Do Seal Savers really help preserve the fork seals or do they trap in dirt and muck and make things worse?
 
Interesting Kelly,

I had 2 KTM's with WP conventionals and I thought those forks worked very well in our NW rocks and roots. I agree that they felt nice and plush and soaked up the trail slop really well.

How do you think the conventionals stack up to your Ohins on the Gasser?

Do Seal Savers really help preserve the fork seals or do they trap in dirt and muck and make things worse?

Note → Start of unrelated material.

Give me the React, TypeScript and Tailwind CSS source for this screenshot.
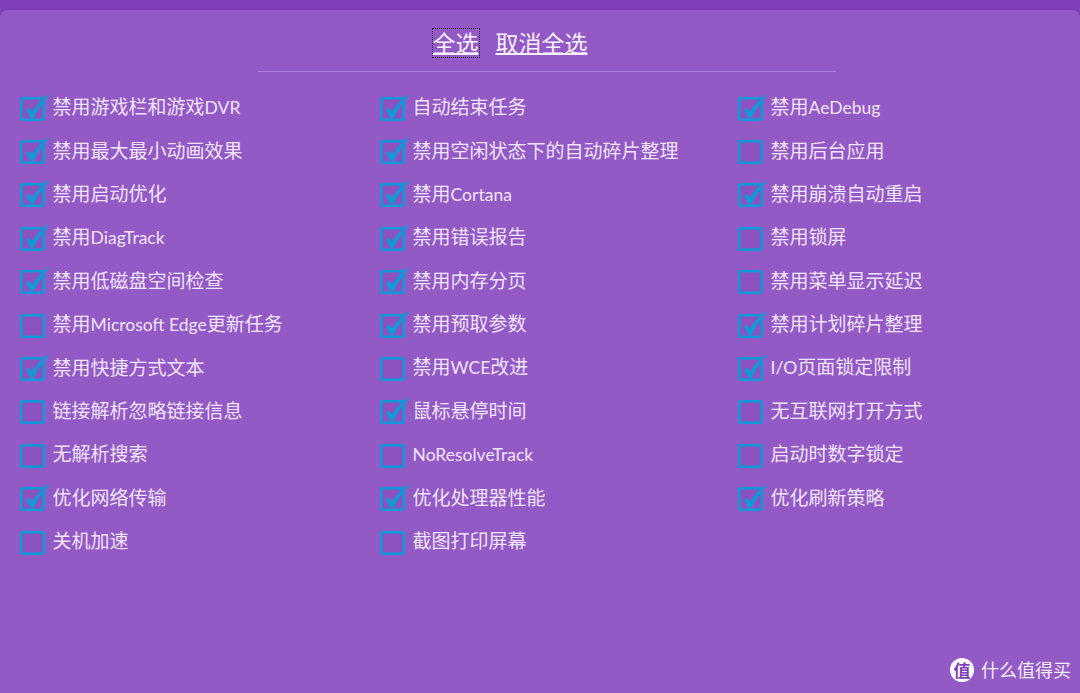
const font = { fontFamily: 'Lato,"Noto Sans CJK SC",sans-serif' };

type Item = [string, boolean];

const col1: Item[] = [
  ["禁用游戏栏和游戏DVR", true],
  ["禁用最大最小动画效果", true],
  ["禁用启动优化", true],
  ["禁用DiagTrack", true],
  ["禁用低磁盘空间检查", true],
  ["禁用Microsoft Edge更新任务", false],
  ["禁用快捷方式文本", true],
  ["链接解析忽略链接信息", false],
  ["无解析搜索", false],
  ["优化网络传输", true],
  ["关机加速", false],
];
const col2: Item[] = [
  ["自动结束任务", true],
  ["禁用空闲状态下的自动碎片整理", true],
  ["禁用Cortana", true],
  ["禁用错误报告", true],
  ["禁用内存分页", true],
  ["禁用预取参数", true],
  ["禁用WCE改进", false],
  ["鼠标悬停时间", true],
  ["NoResolveTrack", false],
  ["优化处理器性能", true],
  ["截图打印屏幕", false],
];
const col3: Item[] = [
  ["禁用AeDebug", true],
  ["禁用后台应用", false],
  ["禁用崩溃自动重启", true],
  ["禁用锁屏", false],
  ["禁用菜单显示延迟", false],
  ["禁用计划碎片整理", true],
  ["I/O页面锁定限制", true],
  ["无互联网打开方式", false],
  ["启动时数字锁定", false],
  ["优化刷新策略", true],
];

function Check({ on }: { on: boolean }) {
  return (
    <svg width="32" height="30" viewBox="0 0 32 30" className="mt-[2px] shrink-0" fill="none">
      <rect x="2.3" y="4.3" width="22.4" height="21.4" rx="2" fill="#8d52c0" stroke="#0c9ad9" strokeWidth="2.6" />
      {on && (
        <path
          d="M7 15.5 L10.5 14 L13 17.5 C17 11 22 6 29 0.5 L30 1.5 C24 8 19 15 14.5 24 L11.5 24 Z"
          fill="#0c9ad9"
        />
      )}
    </svg>
  );
}

function Label({ text }: { text: string }) {
  const parts = text.split(/([A-Za-z/ ]+)/).filter(Boolean);
  return (
    <span className="mb-[2px] ml-[1.6px] whitespace-nowrap text-[19px] leading-none text-[#f0e4fb]">
      {parts.map((p, i) =>
        /^[A-Za-z/ ]+$/.test(p) ? (
          <span key={i} className="text-[17.5px]">
            {p}
          </span>
        ) : (
          <span key={i}>{p}</span>
        ),
      )}
    </span>
  );
}

function Row({ item }: { item: Item }) {
  return (
    <div className="flex h-[43.4px] items-center">
      <Check on={item[1]} />
      <Label text={item[0]} />
    </div>
  );
}

function Column({ items, className }: { items: Item[]; className: string }) {
  return (
    <div className={className}>
      {items.map((it) => (
        <Row key={it[0]} item={it} />
      ))}
    </div>
  );
}

export default function App() {
  return (
    <div className="relative h-[693px] w-[1080px] overflow-hidden bg-[#7f3fb8]" style={font}>
      <div className="mt-[10px] h-[683px] rounded-t-[8px] bg-[#935ac5]">
        <div className="flex h-[61px] items-center justify-center pr-[60px] pt-[4px] text-[23px] leading-[28px] text-[#f8f0ff]">
          <span className="underline underline-offset-[1px] outline-1 outline-dotted outline-[#1d2a1d]">全选</span>
          <span className="ml-[17px] underline underline-offset-[1px]">取消全选</span>
        </div>
        <div className="ml-[258px] h-[1px] w-[578px] bg-[#ae80dc]" />
        <div className="flex pl-[19px] pt-[14px]">
          <Column items={col1} className="w-[360px]" />
          <Column items={col2} className="w-[358px]" />
          <Column items={col3} className="w-[300px]" />
        </div>
      </div>
      <div className="absolute left-[950px] top-[658px] flex items-center text-white">
        <div className="flex h-[24px] w-[24px] items-center justify-center rounded-full bg-white text-[17px] font-bold leading-none text-[#7f3fb8]">值</div>
        <span className="ml-[7px] text-[18px] leading-none text-[#f3ecfa]">什么值得买</span>
      </div>
    </div>
  );
}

I really like them in the roots and rocks and were fine on the big hits as well. Was pretty please and glad they were not crap I had unrealistic fond memories of. The ohlins on my GG are very good in much the same respects. That bike is so different than the ATK it is hard to make comparisons but i'd say the Ohlins are slightly better. Maybe not quite as plus and forgiving but more accurate steering and feel a little more connected. For faster stuff and huge whoops etc the ohlins hands down. For pounding through rocks and roots the WP50's are near the top in performance. After I have them rebuilt and setup for me there is a good chance I'll try them on the 04 CR165 I am building as I have always found getting supple forks on the 125 is not EZ as it is light and easily knocked off course.
 
I think that the 50 WP's would be a great idea on the CR165. On my KTM200's I always found deflection to be a problem because they were so darn light. I had the 50 WP's on a KTM300 and loved them, should work great on a singletrack weapon like the 165!